W XIX w. w Warszawie istniały trzy duże wytwórnie, w których produkowano kwas chlebowy na dużą skalę. Był to browar Haberbusch i Schiele, wytwórnia wody sodowej i lemoniady Franciszka Karpińskiego oraz fabryka Józefa Kostkowskiego. W „Chemiku Polskim” z 1909 r. zachowała się technologia produkcji kwasu w zakładach Kostkowskiego.
Ze słodu żytniego po zarobieniu wodą letnią wypieka się chleby, z których po dokładnym rozdrobnieniu wyciąga się wodą gotowaną części rozpuszczalne i otrzymane wyciągi wodne poddaje się odstaniu i fermentacyi w ciągu 3, 6 i 9 dni. Różne te wyciągi, tj. 3-dniowy, 6-dniowy i 9-dniowy, miesza się z sobą, zadaje niewielką ilością cukru i rozlewa w butelki.
Podobno kwas chlebowy pomaga w wielu schorzeniach: chorobach skóry, grzybicach, reumatoidalnym zapaleniu stawów, otyłości, astmie, kamicy moczowej, nadciśnieniu, miażdżycy, osteoporozie, grypie, przeziębieniu i przede wszystkim świetnie gasi pragnienie.
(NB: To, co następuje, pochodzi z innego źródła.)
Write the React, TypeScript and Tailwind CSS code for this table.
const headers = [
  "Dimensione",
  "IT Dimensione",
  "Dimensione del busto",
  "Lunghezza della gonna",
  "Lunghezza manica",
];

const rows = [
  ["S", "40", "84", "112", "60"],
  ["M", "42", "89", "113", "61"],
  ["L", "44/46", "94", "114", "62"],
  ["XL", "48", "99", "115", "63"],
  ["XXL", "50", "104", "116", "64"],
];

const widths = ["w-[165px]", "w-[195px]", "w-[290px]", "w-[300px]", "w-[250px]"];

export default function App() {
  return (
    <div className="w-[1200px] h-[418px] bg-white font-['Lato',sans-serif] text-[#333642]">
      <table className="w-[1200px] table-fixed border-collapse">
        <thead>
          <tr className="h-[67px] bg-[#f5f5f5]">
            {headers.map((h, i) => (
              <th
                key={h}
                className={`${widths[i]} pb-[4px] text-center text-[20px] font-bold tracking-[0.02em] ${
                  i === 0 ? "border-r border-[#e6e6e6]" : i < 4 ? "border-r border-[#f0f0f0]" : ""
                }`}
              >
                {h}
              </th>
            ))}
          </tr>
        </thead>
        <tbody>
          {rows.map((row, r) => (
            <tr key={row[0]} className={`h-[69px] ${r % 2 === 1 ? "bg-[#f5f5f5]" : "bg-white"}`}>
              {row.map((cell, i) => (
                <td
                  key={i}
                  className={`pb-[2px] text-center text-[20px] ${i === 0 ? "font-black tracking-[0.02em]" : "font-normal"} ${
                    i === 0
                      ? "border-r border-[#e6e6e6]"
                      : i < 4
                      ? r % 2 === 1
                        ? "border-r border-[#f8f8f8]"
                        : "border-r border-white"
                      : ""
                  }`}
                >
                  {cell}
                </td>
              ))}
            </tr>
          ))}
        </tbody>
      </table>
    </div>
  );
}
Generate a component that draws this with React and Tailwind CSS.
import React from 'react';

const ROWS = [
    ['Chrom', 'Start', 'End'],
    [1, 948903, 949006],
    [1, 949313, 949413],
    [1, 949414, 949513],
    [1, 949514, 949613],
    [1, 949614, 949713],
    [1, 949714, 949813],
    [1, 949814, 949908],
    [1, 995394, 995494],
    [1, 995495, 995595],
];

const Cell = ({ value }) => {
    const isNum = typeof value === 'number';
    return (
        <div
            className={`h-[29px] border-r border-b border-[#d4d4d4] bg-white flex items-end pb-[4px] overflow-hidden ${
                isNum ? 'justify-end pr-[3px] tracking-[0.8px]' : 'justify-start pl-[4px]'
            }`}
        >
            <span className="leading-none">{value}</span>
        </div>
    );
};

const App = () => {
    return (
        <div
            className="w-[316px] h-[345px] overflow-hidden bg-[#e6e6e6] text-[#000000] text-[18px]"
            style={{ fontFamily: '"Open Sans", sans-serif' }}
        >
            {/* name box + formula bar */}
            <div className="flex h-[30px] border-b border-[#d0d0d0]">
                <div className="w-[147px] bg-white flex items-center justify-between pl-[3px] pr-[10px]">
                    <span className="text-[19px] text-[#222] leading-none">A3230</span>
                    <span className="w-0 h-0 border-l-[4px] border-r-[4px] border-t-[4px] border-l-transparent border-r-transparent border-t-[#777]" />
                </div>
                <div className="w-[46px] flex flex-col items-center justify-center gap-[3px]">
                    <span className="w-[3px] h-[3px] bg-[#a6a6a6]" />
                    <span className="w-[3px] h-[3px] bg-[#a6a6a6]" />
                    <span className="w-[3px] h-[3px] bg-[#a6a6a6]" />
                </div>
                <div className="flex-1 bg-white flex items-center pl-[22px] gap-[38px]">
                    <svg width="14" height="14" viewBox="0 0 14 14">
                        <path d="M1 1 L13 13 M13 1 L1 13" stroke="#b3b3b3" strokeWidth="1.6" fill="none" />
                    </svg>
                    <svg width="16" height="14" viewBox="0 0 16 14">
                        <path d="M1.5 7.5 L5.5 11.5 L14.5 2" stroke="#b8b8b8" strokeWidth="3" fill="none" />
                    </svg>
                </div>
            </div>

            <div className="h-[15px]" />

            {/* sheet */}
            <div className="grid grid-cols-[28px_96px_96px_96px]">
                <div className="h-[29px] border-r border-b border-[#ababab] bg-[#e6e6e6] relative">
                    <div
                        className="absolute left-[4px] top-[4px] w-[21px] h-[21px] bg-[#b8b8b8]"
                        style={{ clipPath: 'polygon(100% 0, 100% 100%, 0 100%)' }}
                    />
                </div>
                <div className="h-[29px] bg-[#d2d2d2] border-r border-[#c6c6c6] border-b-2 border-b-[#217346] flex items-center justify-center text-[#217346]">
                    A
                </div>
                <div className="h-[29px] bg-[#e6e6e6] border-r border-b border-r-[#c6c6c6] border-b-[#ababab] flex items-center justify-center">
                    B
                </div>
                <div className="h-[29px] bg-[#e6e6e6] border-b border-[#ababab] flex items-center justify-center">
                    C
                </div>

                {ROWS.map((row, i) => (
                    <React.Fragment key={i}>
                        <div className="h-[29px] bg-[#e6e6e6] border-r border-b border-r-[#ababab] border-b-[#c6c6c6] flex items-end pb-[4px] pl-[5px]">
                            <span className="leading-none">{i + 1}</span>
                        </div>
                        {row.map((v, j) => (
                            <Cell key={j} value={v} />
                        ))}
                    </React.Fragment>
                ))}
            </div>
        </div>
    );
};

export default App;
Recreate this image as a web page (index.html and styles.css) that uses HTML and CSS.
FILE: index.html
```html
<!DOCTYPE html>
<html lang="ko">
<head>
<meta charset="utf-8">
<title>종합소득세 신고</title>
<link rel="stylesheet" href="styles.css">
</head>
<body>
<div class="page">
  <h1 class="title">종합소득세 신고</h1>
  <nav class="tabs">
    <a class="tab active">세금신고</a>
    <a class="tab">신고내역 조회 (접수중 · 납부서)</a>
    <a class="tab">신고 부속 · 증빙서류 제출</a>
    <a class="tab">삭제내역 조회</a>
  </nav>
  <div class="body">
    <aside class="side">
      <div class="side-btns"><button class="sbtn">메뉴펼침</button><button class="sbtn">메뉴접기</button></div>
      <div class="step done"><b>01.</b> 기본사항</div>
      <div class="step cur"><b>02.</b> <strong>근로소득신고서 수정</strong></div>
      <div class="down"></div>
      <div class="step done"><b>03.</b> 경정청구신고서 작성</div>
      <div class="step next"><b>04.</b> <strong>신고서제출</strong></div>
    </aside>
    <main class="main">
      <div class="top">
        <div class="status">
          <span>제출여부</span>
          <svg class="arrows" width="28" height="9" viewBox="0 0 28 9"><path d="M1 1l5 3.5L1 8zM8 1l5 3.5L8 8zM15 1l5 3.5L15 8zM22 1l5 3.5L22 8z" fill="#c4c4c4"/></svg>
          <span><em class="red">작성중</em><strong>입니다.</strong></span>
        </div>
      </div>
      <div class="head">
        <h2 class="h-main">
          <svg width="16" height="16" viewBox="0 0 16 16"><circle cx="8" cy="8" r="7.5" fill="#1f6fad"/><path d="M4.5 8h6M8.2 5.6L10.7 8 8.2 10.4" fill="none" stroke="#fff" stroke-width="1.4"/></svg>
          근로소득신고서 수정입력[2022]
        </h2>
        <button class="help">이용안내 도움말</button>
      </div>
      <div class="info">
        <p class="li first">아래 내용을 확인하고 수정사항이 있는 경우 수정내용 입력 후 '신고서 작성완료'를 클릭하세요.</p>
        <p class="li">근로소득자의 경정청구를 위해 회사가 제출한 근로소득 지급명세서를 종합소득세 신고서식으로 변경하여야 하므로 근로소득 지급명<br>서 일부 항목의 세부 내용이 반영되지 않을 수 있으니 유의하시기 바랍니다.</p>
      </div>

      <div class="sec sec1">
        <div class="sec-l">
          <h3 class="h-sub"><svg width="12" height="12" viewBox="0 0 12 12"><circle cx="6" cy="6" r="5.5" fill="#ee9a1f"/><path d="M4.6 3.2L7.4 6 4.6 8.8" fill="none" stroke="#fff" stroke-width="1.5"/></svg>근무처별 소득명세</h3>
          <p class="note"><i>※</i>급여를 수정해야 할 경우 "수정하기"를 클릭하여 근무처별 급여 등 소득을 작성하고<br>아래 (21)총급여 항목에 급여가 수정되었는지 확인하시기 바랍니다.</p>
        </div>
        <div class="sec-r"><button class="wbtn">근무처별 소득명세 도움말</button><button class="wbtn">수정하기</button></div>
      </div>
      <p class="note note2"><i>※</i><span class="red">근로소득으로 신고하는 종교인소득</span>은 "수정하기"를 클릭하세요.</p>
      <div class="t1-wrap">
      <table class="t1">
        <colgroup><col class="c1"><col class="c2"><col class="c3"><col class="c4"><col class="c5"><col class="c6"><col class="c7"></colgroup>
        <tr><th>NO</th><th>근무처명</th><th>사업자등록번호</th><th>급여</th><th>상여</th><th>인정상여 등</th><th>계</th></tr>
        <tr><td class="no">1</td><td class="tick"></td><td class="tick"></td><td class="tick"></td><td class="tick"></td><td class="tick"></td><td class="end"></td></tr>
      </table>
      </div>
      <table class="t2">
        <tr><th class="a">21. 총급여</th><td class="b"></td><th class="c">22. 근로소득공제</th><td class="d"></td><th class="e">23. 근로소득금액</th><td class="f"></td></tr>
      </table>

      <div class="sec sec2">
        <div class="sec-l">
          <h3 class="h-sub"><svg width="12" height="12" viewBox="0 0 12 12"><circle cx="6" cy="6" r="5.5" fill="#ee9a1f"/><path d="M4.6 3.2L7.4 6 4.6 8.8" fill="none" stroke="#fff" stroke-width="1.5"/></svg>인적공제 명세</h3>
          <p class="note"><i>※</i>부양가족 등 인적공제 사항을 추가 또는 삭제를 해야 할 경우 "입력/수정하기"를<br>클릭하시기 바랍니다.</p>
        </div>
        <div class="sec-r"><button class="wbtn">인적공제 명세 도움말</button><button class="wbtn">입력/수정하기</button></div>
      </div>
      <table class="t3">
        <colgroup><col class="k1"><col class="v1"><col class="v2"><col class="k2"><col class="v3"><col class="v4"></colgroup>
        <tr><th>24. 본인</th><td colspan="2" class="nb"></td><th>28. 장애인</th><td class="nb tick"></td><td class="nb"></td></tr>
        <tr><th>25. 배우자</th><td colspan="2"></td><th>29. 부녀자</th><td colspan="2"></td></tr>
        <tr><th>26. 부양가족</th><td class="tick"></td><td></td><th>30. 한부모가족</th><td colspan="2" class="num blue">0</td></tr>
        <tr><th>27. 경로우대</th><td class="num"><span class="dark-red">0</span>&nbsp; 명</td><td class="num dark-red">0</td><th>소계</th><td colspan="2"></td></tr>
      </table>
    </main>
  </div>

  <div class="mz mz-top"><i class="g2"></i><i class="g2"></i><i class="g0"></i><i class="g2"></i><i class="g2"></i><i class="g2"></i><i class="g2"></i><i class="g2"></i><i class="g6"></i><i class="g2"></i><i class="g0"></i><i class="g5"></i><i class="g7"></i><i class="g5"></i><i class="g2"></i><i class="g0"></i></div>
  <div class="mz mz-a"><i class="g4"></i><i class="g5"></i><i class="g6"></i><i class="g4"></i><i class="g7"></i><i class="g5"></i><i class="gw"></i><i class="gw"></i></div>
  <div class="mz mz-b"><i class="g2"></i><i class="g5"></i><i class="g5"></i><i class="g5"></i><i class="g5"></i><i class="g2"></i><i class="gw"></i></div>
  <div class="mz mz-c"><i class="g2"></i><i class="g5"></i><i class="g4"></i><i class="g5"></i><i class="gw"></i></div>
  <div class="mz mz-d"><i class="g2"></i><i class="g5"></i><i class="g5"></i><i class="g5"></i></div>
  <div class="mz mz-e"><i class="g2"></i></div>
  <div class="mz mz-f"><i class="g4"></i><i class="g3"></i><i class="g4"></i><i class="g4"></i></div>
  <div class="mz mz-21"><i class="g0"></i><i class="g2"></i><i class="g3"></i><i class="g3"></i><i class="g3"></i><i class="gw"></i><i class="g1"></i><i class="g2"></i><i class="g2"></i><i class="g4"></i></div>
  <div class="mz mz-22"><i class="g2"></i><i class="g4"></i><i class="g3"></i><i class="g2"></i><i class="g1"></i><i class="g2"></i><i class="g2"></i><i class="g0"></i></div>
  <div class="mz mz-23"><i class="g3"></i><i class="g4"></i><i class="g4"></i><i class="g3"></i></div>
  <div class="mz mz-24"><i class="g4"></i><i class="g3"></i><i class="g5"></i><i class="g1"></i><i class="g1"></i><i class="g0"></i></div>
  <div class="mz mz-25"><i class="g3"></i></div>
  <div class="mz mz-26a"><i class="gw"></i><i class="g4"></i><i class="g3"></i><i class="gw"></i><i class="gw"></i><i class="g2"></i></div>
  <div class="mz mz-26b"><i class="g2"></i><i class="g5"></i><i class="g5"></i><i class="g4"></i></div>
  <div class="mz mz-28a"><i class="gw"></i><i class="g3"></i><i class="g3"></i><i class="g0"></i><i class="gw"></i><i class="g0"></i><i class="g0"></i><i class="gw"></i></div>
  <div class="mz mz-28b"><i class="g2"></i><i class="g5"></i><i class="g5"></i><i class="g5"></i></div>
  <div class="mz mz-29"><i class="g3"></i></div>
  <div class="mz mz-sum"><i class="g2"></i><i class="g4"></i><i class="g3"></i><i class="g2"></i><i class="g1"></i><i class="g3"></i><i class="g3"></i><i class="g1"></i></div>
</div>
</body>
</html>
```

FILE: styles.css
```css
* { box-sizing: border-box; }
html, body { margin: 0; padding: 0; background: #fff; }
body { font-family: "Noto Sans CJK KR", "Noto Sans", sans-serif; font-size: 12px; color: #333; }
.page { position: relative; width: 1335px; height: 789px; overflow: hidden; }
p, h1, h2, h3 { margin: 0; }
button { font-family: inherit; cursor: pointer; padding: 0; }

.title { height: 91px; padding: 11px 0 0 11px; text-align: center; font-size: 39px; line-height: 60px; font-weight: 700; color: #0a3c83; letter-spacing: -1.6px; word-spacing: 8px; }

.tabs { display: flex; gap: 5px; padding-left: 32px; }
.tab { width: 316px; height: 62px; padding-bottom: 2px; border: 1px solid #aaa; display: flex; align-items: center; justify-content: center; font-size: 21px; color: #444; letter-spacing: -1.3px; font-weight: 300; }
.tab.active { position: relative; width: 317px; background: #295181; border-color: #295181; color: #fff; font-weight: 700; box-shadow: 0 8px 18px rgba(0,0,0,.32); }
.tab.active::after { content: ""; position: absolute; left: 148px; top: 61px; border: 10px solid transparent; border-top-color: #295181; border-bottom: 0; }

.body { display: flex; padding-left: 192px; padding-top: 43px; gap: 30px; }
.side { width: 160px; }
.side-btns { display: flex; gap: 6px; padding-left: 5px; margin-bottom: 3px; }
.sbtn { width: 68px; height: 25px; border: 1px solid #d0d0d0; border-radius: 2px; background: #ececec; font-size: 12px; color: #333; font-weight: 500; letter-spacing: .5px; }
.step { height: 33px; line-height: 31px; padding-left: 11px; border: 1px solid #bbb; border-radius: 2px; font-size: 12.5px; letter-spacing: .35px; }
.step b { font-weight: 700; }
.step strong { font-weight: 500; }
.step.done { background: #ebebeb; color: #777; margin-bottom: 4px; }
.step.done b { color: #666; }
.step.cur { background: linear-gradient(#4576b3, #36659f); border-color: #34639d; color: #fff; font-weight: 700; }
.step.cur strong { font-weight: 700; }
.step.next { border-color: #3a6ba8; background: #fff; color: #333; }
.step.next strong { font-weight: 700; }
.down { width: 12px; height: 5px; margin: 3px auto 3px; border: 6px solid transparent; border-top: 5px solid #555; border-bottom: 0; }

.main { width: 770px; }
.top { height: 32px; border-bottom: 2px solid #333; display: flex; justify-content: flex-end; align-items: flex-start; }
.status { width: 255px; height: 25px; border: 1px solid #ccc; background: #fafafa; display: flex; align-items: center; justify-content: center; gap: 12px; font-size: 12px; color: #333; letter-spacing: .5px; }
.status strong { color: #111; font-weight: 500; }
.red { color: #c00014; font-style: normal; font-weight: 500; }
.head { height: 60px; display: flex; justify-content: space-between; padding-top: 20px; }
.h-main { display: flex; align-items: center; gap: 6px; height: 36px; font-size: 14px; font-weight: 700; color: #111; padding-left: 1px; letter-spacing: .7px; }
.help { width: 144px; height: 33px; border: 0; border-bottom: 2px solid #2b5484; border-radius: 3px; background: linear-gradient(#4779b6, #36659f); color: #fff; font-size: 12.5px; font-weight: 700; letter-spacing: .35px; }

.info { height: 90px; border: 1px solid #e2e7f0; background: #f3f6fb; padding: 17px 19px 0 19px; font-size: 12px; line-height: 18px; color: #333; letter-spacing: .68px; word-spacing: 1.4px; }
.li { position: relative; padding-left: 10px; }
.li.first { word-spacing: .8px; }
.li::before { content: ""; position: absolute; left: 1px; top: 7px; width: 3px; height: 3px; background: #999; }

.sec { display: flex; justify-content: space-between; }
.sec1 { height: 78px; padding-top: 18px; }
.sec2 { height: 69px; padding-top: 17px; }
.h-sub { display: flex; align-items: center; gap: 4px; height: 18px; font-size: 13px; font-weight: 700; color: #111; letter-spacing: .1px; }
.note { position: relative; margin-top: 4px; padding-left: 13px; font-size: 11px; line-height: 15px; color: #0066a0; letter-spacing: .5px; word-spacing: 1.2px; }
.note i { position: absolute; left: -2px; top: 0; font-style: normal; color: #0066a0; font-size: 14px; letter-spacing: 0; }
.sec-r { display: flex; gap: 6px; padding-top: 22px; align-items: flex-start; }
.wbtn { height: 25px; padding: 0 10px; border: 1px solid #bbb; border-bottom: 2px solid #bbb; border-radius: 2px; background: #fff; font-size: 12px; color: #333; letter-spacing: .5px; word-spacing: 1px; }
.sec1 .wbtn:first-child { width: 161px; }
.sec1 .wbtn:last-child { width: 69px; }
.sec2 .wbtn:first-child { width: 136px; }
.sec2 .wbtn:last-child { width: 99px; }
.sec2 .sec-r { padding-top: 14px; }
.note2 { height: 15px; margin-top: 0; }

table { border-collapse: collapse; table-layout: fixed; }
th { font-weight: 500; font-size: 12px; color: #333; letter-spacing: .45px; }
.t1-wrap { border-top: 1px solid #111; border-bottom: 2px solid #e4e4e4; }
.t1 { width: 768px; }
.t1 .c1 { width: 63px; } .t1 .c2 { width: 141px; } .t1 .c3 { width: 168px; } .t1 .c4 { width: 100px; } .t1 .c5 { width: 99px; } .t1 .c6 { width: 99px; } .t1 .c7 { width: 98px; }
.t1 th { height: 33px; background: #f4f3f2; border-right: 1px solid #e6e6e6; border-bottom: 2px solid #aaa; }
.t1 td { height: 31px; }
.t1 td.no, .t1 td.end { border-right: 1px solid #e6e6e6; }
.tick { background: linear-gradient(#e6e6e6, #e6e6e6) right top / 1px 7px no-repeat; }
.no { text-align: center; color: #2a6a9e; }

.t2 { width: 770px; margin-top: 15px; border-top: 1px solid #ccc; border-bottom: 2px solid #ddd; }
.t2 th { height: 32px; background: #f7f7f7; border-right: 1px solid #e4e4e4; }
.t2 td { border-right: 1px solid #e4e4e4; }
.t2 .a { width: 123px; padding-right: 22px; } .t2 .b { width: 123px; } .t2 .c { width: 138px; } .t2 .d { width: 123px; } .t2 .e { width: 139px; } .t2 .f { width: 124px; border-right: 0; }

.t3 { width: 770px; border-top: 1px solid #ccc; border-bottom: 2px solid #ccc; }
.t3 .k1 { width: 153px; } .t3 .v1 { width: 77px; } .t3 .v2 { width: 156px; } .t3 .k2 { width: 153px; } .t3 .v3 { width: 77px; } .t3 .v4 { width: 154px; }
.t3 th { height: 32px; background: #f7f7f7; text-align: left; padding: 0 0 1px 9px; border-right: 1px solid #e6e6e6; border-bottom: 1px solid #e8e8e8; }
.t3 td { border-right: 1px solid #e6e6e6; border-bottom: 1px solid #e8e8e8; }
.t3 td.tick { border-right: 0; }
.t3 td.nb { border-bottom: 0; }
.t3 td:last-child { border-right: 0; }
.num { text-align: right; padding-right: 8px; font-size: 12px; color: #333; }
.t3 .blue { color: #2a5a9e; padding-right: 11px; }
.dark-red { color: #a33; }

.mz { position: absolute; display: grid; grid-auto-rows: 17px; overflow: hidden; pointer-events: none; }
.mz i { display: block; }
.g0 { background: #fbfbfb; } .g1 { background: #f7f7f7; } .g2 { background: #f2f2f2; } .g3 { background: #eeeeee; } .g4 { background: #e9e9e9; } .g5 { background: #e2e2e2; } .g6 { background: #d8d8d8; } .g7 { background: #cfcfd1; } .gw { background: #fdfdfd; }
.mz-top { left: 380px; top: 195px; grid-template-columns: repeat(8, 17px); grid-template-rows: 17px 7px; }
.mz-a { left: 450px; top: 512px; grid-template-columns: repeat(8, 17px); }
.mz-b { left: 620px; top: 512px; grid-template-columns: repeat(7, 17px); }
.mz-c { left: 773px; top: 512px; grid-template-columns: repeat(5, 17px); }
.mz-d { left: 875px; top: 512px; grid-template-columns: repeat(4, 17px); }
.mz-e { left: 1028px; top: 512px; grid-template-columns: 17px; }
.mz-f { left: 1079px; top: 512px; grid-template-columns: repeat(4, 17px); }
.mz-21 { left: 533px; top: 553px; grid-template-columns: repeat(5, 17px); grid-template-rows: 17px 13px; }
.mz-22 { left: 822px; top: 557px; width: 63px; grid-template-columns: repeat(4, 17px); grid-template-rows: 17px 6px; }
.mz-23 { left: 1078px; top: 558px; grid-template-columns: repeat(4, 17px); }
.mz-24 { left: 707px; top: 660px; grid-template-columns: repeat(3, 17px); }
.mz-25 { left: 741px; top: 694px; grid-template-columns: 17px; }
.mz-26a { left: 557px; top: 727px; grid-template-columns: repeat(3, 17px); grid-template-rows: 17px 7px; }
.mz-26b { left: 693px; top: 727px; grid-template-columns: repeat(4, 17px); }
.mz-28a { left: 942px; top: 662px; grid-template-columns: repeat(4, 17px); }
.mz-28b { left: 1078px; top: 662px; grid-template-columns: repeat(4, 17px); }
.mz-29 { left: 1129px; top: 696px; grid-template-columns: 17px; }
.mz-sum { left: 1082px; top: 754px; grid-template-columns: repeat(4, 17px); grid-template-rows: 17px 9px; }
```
Prawdziwą potęgą w produkcji kwasu jest Rosja, gdzie rocznie wypija się ponad 650 milionów litrów, co przekłada się na prawie 5 litrów na osobę, wliczając w to niemowlęta. Kwas chlebowy stał się tam prawdziwą konkurencją dla coca-coli i pepsi. Dlatego Coca-Cola zaczęła produkować własny kwas „Krużka i Boczka” („Kufel i Beczka”), a Pepsi – „Russkij Dar”, które szybko osiągnęły rynkowy sukces. Po wybuchu wojny w Ukrainie z Rosji wycofały się obydwa amerykańskie giganty, więc rosyjskie wytwórnie nie mają już konkurencji. Zawartość alkoholu w kwasie chlebowym nie przekracza0,5 proc. i zgodnie z polskim prawem jest to napój bezalkoholowy.